Alzheimer’s dementia (AD) is a leading cause of disability and dependency in older adults. Frailty is a phenotypic risk factor for AD, but its causal role remains unclear - partly due to reliance on composite scores that may obscure distinct mechanisms.

Methods

We applied a Mendelian randomisation (MR) framework using two large GWAS of clinically diagnosed AD. Frailty exposures were derived from a multivariate genomic SEM model comprising one general factor and six domain-specific domains. Bidirectional univariable MR (UVMR) estimated total effects on AD, while multivariable MR (MVMR) adjusted for educational attainment, household income, and longevity.

Results

The general frailty factor showed no evidence of a causal effect on AD. The unhealthy lifestyle frailty domain increased AD risk in UVMR (OR = 6.60, 95% CI: 2.36-18.50, q = 0.021 and OR = 3.12, 95% CI: 1.57-6.19, q = 0.001), but these effects attenuated substantially in MVMR, with betas reduced by ∼66-94% and ORs falling to ∼1.1-1.5 (non-significant), consistent with overlap with socioeconomic pathways.
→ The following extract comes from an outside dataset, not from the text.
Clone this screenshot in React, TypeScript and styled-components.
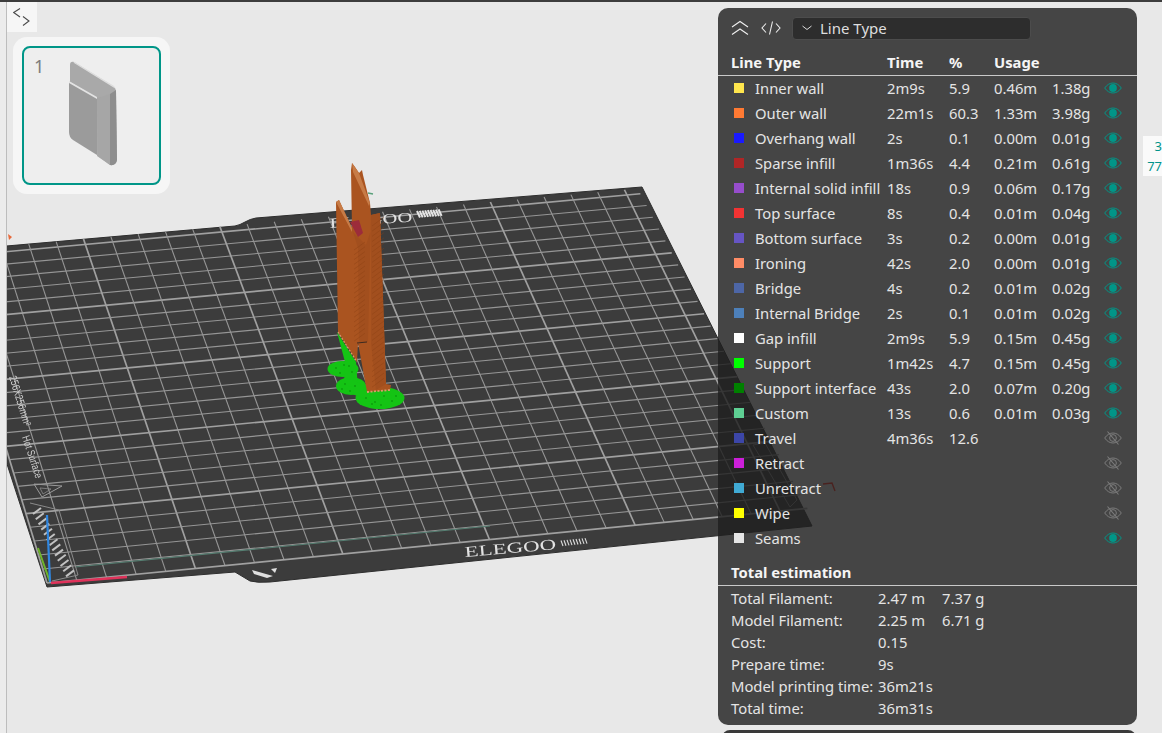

The disability frailty domain was nominally protective in UVMR, but positively associated with AD in MVMR (OR = 1.69, 95% CI: 1.21-2.36, q = 0.007). The poorer cognition frailty domain increased AD risk in MVMR when adjusted for education and income (OR = 1.55, 95% CI: 1.12-2.15, q = 0.025), though this effect attenuated by ∼37% with further adjustment for longevity. Sensitivity analyses indicated that this cognition-AD signal was partly driven by SNPs in SPI1, a well-established AD risk locus, consistent with pleiotropic overlap rather than an independent domain. No reverse effects were observed.

Conclusions

Frailty comprises genetically distinct domains with differential causal relevance for AD. These findings highlight disability-related frailty as a potential causal contributor to AD, whereas cognitive frailty is likely predominantly driven by shared aetiology, -underscoring the need to move beyond composite frailty indices when evaluating dementia risk.